What is required: Copy the data exactly; pictures stay out of the copy.

Given information:
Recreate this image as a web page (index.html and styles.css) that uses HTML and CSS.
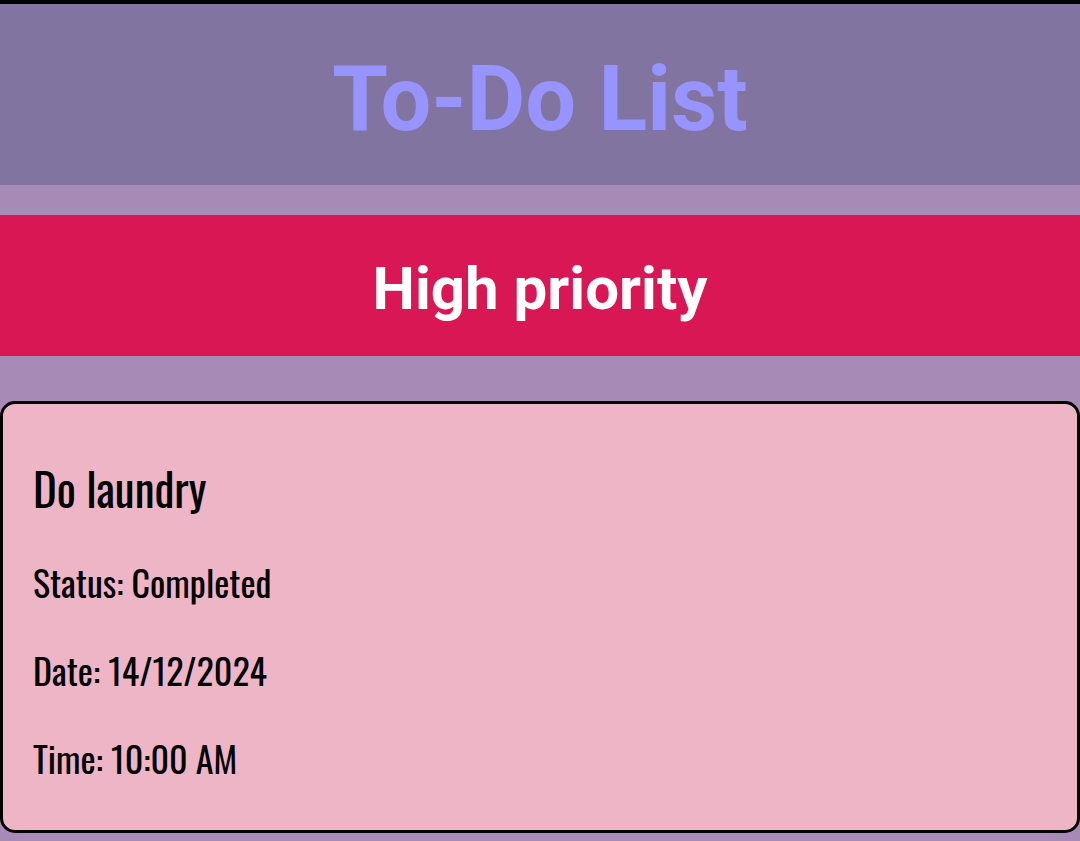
FILE: index.html
```html
<!DOCTYPE html>
<html lang="en">
<head>
<meta charset="utf-8">
<meta name="viewport" content="width=device-width, initial-scale=1">
<title>To-Do List</title>
<link rel="stylesheet" href="styles.css">
</head>
<body>
<header class="site-header">
  <h1 class="site-title">To-Do List</h1>
</header>
<main class="tasks">
  <h2 class="priority priority-high">High priority</h2>
  <article class="task">
    <h3 class="task-name">Do laundry</h3>
    <p class="task-detail">Status: Completed</p>
    <p class="task-detail">Date: 14/12/2024</p>
    <p class="task-detail">Time: 10:00 AM</p>
  </article>
</main>
</body>
</html>
```
FILE: styles.css
```css
* {
  box-sizing: border-box;
}

body {
  margin: 0;
  background: #a78ab5;
  color: #000;
  font-family: Roboto, sans-serif;
}

.site-header {
  padding: 45px 24px 34px;
  border-top: 4px solid #000;
  background: #8274a0;
  text-align: center;
}

.site-title {
  margin: 0;
  color: #9793ff;
  font-size: 90px;
  line-height: 102px;
  font-weight: 700;
}

.tasks {
  display: flex;
  flex-direction: column;
  padding: 30px 0 8px;
}

.priority {
  margin: 0 0 45px;
  padding: 39px 24px 33px;
  font-size: 60px;
  line-height: 69px;
  font-weight: 700;
  text-align: center;
}

.priority-high {
  background: #da1755;
  color: #fff;
}

.task {
  display: flex;
  flex-direction: column;
  gap: 35px;
  padding: 51px 30px 46px;
  border: 3px solid #000;
  border-radius: 15px;
  background: #eeb5c6;
  font-family: Oswald, "DejaVu Sans Condensed", sans-serif;
}

.task-name {
  margin: 0;
  font-size: 45px;
  line-height: 65px;
  font-weight: 400;
}

.task-detail {
  margin: 0;
  font-size: 36px;
  line-height: 53px;
  font-weight: 400;
}
```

Solution to this exercise:
Recreate this image as a web page (index.html and styles.css) that uses HTML and CSS.
FILE: index.html
```html
<!DOCTYPE html>
<html lang="en">
<head>
<meta charset="utf-8">
<meta name="viewport" content="width=device-width, initial-scale=1">
<title>To-Do List</title>
<link rel="stylesheet" href="styles.css">
</head>
<body>
<header class="site-header">
  <h1 class="site-title">To-Do List</h1>
</header>
<main class="tasks">
  <h2 class="priority priority-high">High priority</h2>
  <article class="task">
    <h3 class="task-name">Do laundry</h3>
    <p class="task-detail">Status: Completed</p>
    <p class="task-detail">Date: 14/12/2024</p>
    <p class="task-detail">Time: 10:00 AM</p>
  </article>
</main>
</body>
</html>
```
FILE: styles.css
```css
* {
  box-sizing: border-box;
}

body {
  margin: 0;
  background: #a78ab5;
  color: #000;
  font-family: Roboto, sans-serif;
}

.site-header {
  padding: 45px 24px 34px;
  border-top: 4px solid #000;
  background: #8274a0;
  text-align: center;
}

.site-title {
  margin: 0;
  color: #9793ff;
  font-size: 90px;
  line-height: 102px;
  font-weight: 700;
}

.tasks {
  display: flex;
  flex-direction: column;
  padding: 30px 0 8px;
}

.priority {
  margin: 0 0 45px;
  padding: 39px 24px 33px;
  font-size: 60px;
  line-height: 69px;
  font-weight: 700;
  text-align: center;
}

.priority-high {
  background: #da1755;
  color: #fff;
}

.task {
  display: flex;
  flex-direction: column;
  gap: 35px;
  padding: 51px 30px 46px;
  border: 3px solid #000;
  border-radius: 15px;
  background: #eeb5c6;
  font-family: Oswald, "DejaVu Sans Condensed", sans-serif;
}

.task-name {
  margin: 0;
  font-size: 45px;
  line-height: 65px;
  font-weight: 400;
}

.task-detail {
  margin: 0;
  font-size: 36px;
  line-height: 53px;
  font-weight: 400;
}
```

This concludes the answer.